A former News of the World reporter who worked at the paper through all three episodes said that bribery would have been "business as usual" at the newspaper.
"No one would have thought it was ethically dodgy," he said, speaking anonymously because he too still works in the media industry. "It was dog eat dog and whatever got results was welcomed."
Buying the loyalty of rival journalists would not have broken British bribery laws, which were only recently updated to cover payments made to competitors. Nor would they have run up against the U.S. Foreign Corrupt Practices Act ? which only applies to foreign officials.
But legal experts say that if a prosecution were brought under the act for bribing police, then the payments offered to House, Harris or Rice could be entered into evidence.
Previous misbehavior can be used "to prove certain things such as intent, motive, absence of mistake, or pattern," said Anthony Barkow, who directs New York University's Center on the Administration of Criminal Law.
Another expert said that past allegations of bribery "may go to corporate culture and `tone at the top.'"

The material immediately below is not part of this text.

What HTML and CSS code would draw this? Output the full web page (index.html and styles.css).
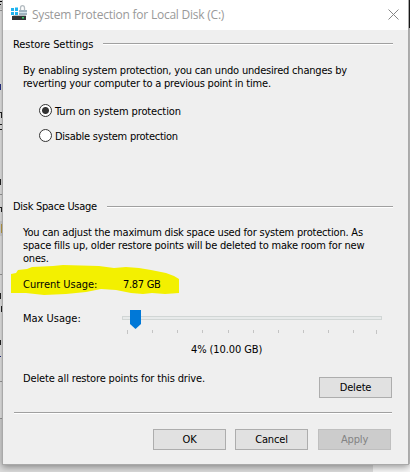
FILE: index.html
```html
<!DOCTYPE html>
<html lang="en">
<head>
    <meta charset="UTF-8">
    <meta name="viewport" content="width=device-width, initial-scale=1.0">
    <title>System Protection for Local Disk (C:)</title>
    <link rel="stylesheet" href="styles.css">
</head>
<body>
    <!-- Window behind the dialog -->
    <svg class="backdrop" width="410" height="472" shape-rendering="crispEdges">
        <rect width="410" height="472" fill="#dcdcdc"/>
        <rect width="3" height="418" fill="#efefef"/>
        <rect width="3" height="9" fill="#d9d9d9"/>
        <path d="M0 1h2v1h-2zM0 4h1v1h-1z" fill="#000"/>
        <path d="M0 10.5h2M0 194.5h2M0 274.5h2M0 381.5h2M0 418.5h3" stroke="#a0a0a0"/>
        <rect y="221" width="3" height="15" fill="#ddd"/>
        <rect x="1" y="224" width="1" height="9" fill="#c9a84a"/>
        <path d="M0 84h1v6h-1zM0 356h1v1h-1z" fill="#25308a"/>
        <path d="M0 112h2v1h-2zM1 113h1v5h-1zM0 124h2v1h-2zM0 129h2v1h-2zM0 179h1v6h-1zM0 207h2v1h-2zM1 208h1v4h-1zM0 293h1v6h-1zM1 306h1v6h-1zM0 340h1v5h-1z" fill="#222"/>
        <rect x="373" y="464" width="37" height="8" fill="#f7f7f7"/>
        <rect x="408" width="2" height="28" fill="#1c1c1c"/>
        <rect x="409" y="28" width="1" height="436" fill="#d2d2d2"/>
    </svg>

    <div class="dialog">
        <div class="titlebar">
            <svg class="app-icon" width="16" height="16" viewBox="0 0 16 16">
                <path d="M0 3h3v3H0zM4 2.5h3V6H4zM0 7h3v3H0zM4 7h3v3.5H4z" fill="#1eb4f0"/>
                <path d="M9.5 5V3q0-2.300 2-2.300t2 2.300v2" fill="none" stroke="#b4bcc1" stroke-width="1.300"/>
                <rect x="8" y="5" width="8" height="5" fill="#9fb3bf"/>
                <path d="M8 7.500h8" stroke="#d3e2ea"/>
                <path d="M2.500 10h12l1 1.500H1.500z" fill="#b9bec1"/>
                <rect x="1" y="11" width="14" height="4" fill="#303436"/>
                <rect x="11" y="12" width="2" height="1.500" fill="#37d067"/>
            </svg>
            <h1>System Protection for Local Disk (C:)</h1>
            <svg class="close" width="11" height="11" viewBox="0 0 11 11">
                <path d="M.5.5l10 10M10.500.5l-10 10" stroke="#858585" fill="none"/>
            </svg>
        </div>

        <div class="group-title restore-title"><span>Restore Settings</span></div>
        <p class="restore-text">By enabling system protection, you can undo undesired changes by<br>reverting your computer to a previous point in time.</p>
        <div class="options">
            <div class="option"><i class="radio checked"></i><span class="turn-on">Turn on system protection</span></div>
            <div class="option"><i class="radio"></i><span class="disable">Disable system protection</span></div>
        </div>

        <div class="group-title disk-title"><span>Disk Space Usage</span></div>
        <p class="disk-text">You can adjust the maximum disk space used for system protection. As<br>space fills up, older restore points will be deleted to make room for new<br>ones.</p>

        <div class="usage">
            <svg class="marker" width="168" height="30" viewBox="0 0 168 30">
                <path d="M0 9l5-1 2-3 9-1 5-2L42 1l10-1 36 1 15 2 12-1 13 1 12 2 15 3 8 3 5 3v14l-14 1-13-1-9 1-12-1-15-3-15-1-15 3-20 2-22 1-18-2H0z" fill="#f3f000"/>
            </svg>
            <span class="label">Current Usage:</span>
            <span class="value">7.87 GB</span>
        </div>

        <div class="max-usage">
            <span class="label">Max Usage:</span>
            <svg class="slider" width="262" height="24" viewBox="0 0 262 24">
                <rect x=".5" y="6.500" width="259" height="3" fill="#e7eaea" stroke="#d1d6d5"/>
                <path d="M8 0h11v14l-5.500 5L8 14z" fill="#0078d7"/>
                <path d="M5.500 20v4M30.500 20v3M55.500 20v3M80.500 20v3M106.500 20v3M131.500 20v3M156.500 20v3M181.500 20v3M206.500 20v3M231.500 20v3M254.500 20v4" stroke="#c4c4c4"/>
            </svg>
        </div>
        <div class="amount"><span>4% (10.00 GB)</span></div>

        <div class="delete-row">
            <span>Delete all restore points for this drive.</span>
            <button class="delete">Delete</button>
        </div>

        <div class="footer">
            <button class="ok">OK</button>
            <button class="cancel">Cancel</button>
            <button class="apply" disabled>Apply</button>
        </div>
    </div>
</body>
</html>
```
FILE: styles.css
```css
* {
    box-sizing: border-box;
}
body {
    margin: 0;
    width: 410px;
    height: 472px;
    overflow: hidden;
    font: 11px/13px "DejaVu Sans Condensed", "DejaVu Sans", sans-serif;
    font-stretch: condensed;
    color: #000;
}
.backdrop {
    position: absolute;
    top: 0;
    left: 0;
}
.dialog {
    position: relative;
    width: 407px;
    height: 465px;
    margin-left: 2px;
    border: 1px solid #a9a9a9;
    border-top: 0;
    background: #efefef;
    box-shadow: 0 2px 7px rgba(0, 0, 0, 0.4);
    white-space: nowrap;
}
.titlebar {
    display: flex;
    align-items: center;
    height: 30px;
    padding: 0 9px 0 8px;
    background: #fff;
}
.app-icon {
    margin-top: -4px;
}
.titlebar h1 {
    margin: 0 0 0 5px;
    font: 12px/16px "Open Sans", sans-serif;
    letter-spacing: -0.23px;
    color: #999;
}
.close {
    margin: -2px 0 0 auto;
}
.group-title {
    display: flex;
    align-items: center;
    height: 13px;
    margin: 0 15px 0 10px;
}
.group-title::after {
    content: "";
    flex: 1;
    height: 1px;
    margin: -1px 0 0 10px;
    background: #a0a0a0;
    border-bottom: 1px solid #fff;
}
.restore-title {
    margin-top: 8px;
    letter-spacing: -0.06px;
}
p {
    margin: 0 0 0 20px;
    letter-spacing: -0.2px;
}
.restore-text {
    margin-top: 13px;
}
.options {
    margin: 15px 0 0 36px;
}
.option {
    display: flex;
    align-items: center;
    height: 13px;
    margin-bottom: 12px;
}
.radio {
    width: 13px;
    height: 13px;
    margin: -2px 3px 0 0;
    border: 1px solid #333;
    border-radius: 50%;
    background: #fff;
}
.radio.checked {
    background: radial-gradient(circle, #333 3px, #fff 4px);
}
.turn-on {
    letter-spacing: -0.12px;
}
.disable {
    letter-spacing: -0.26px;
}
.disk-title {
    margin-top: 57px;
    letter-spacing: -0.3px;
}
.disk-title::after {
    margin-top: 1px;
}
.disk-text {
    margin-top: 13px;
}
.usage {
    position: relative;
    display: flex;
    height: 13px;
    margin: 13px 0 0 20px;
}
.label {
    position: relative;
    width: 100px;
}
.value {
    position: relative;
    letter-spacing: -0.3px;
}
.marker {
    position: absolute;
    left: -12px;
    top: -13px;
}
.max-usage {
    display: flex;
    height: 24px;
    margin: 19px 0 0 20px;
}
.max-usage .label {
    width: 99px;
    padding-top: 2px;
}
.amount {
    margin: 9px 0 0 188px;
    letter-spacing: -0.1px;
}
.delete-row {
    display: flex;
    justify-content: space-between;
    margin: 16px 16px 0 20px;
    letter-spacing: -0.15px;
}
.delete-row .delete {
    margin-top: 5px;
}
button {
    width: 73px;
    height: 21px;
    padding: 0;
    border: 1px solid #adadad;
    background: #e1e1e1;
    font: inherit;
    letter-spacing: -0.15px;
    color: #000;
}
button:disabled {
    border-color: #bfbfbf;
    background: #ccc;
    color: #838383;
}
.footer {
    display: flex;
    justify-content: flex-end;
    gap: 10px;
    margin: 14px 16px 0 11px;
    padding: 16px 1px 0 0;
    border-top: 1px solid #a0a0a0;
    box-shadow: inset 0 1px #fff;
}
.footer .ok {
    margin-right: -1px;
}
```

"Practices like this as far back as the `90s undermine the argument that senior management wasn't aware," said Alexandra Wrage, the president of TRACE, an association that advises multinationals on anti-bribery compliance.
News Corp. declined comment on any of the allegations made in this article.
Piers Morgan, whose career has since taken him to a top spot as CNN's celebrity interviewer, also declined comment.
The 46-year-old's past is already under scrutiny thanks in part to suggestive statements he's made about listening in on other people's voicemails. Morgan has denied ordering anyone to hack a phone or knowingly publishing stories based on hacked information, but he was in charge at the News of the World when it was bribing people for information and freely acknowledged that the practice was wrong.
"It's a disgrace, of course, and totally unethical," he wrote. "But very handy."